*Data segment:*
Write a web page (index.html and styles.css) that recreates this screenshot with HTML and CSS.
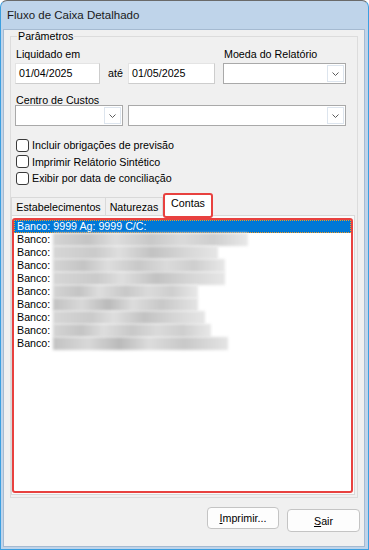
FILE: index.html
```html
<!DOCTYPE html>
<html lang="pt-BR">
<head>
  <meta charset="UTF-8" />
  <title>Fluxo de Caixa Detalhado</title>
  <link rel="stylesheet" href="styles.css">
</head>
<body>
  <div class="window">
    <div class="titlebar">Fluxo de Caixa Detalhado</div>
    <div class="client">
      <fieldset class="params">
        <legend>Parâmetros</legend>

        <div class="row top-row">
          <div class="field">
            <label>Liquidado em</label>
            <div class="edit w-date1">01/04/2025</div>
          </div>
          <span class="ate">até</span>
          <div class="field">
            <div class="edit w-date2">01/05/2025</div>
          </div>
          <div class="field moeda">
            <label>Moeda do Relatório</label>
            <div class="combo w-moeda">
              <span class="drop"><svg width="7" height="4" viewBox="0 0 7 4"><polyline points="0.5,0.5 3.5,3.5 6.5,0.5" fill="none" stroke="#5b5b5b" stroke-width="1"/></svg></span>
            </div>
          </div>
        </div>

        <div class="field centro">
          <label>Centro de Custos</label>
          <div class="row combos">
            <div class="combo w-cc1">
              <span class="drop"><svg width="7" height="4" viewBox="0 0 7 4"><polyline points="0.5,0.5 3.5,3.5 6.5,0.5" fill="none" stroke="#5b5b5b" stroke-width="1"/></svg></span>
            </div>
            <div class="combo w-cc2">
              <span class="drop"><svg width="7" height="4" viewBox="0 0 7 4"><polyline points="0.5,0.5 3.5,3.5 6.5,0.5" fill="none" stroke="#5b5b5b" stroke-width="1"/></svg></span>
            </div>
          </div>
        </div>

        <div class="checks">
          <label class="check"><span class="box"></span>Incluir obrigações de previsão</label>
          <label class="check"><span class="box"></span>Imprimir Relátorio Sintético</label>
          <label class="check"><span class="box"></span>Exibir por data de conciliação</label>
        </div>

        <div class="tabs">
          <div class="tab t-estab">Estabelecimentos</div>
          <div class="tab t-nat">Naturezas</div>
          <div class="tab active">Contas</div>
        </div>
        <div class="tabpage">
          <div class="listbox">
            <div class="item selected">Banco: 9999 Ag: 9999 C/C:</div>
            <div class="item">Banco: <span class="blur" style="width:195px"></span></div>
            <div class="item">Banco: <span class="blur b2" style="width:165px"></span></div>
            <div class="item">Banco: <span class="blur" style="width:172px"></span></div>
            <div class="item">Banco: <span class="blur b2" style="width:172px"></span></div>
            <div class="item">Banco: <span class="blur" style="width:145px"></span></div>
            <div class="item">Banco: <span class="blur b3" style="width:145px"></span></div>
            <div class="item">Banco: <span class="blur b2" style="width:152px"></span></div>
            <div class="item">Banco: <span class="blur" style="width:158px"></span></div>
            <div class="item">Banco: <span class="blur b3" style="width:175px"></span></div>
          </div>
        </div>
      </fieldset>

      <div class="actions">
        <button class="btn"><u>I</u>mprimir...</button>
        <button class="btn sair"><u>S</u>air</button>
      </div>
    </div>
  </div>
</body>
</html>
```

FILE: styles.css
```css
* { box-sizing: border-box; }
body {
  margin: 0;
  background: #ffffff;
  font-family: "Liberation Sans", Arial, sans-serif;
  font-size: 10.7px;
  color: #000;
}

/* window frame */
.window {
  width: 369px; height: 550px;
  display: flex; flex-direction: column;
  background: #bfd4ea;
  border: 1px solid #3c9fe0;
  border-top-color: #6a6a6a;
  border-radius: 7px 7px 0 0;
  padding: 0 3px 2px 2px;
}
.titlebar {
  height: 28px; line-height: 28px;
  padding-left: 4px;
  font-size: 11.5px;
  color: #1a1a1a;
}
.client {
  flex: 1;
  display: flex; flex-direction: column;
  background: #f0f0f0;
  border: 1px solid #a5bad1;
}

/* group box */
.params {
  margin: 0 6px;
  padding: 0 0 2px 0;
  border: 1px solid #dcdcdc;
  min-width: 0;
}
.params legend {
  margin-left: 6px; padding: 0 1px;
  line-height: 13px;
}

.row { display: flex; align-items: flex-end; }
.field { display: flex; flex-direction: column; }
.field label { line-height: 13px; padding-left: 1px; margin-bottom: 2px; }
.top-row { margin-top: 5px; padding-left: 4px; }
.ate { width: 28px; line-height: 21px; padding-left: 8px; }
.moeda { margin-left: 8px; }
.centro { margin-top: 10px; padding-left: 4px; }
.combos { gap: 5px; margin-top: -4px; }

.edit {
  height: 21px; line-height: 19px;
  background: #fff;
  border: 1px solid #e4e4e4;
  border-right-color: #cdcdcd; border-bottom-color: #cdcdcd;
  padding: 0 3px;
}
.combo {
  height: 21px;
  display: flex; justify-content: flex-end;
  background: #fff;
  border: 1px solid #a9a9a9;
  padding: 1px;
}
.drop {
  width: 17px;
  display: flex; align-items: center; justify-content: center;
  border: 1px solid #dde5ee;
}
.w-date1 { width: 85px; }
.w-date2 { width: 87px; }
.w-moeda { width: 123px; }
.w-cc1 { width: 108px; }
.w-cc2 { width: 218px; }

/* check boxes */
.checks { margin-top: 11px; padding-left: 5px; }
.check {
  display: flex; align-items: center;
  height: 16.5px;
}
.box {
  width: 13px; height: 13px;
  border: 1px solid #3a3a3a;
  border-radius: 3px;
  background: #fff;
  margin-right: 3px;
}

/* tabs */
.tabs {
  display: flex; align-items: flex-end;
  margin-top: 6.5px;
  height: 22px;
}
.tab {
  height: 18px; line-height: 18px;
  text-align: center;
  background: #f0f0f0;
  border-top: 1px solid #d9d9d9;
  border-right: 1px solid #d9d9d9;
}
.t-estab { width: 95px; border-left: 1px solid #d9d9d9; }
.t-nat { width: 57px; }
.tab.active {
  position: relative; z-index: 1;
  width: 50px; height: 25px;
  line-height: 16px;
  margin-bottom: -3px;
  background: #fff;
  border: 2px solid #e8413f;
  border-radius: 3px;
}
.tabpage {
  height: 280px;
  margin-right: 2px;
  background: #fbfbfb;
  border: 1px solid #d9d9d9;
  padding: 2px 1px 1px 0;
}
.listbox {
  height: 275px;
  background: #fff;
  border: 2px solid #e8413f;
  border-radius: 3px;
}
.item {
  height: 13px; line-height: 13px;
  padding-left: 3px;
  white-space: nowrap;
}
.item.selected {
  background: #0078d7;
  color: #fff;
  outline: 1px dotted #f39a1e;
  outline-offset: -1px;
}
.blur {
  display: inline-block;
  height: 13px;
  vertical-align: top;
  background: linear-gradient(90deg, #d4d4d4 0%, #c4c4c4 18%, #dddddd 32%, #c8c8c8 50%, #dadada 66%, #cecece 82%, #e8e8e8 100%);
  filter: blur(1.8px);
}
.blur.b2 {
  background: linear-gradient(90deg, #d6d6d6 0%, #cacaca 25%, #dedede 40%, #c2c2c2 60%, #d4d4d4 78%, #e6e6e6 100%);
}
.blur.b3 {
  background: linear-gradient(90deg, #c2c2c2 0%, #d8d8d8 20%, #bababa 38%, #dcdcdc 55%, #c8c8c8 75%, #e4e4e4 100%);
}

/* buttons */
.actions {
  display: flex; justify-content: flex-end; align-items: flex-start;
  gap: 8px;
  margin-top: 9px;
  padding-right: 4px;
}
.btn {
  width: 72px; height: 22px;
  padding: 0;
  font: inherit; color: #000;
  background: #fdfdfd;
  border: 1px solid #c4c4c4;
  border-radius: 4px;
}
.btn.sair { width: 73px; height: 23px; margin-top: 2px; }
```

*What this task involves:*
Copy out all lines from the material above that contain the string "styles".

*Output of the task:*
Write a web page (index.html and styles.css) that recreates this screenshot with HTML and CSS.
  <link rel="stylesheet" href="styles.css">
FILE: styles.css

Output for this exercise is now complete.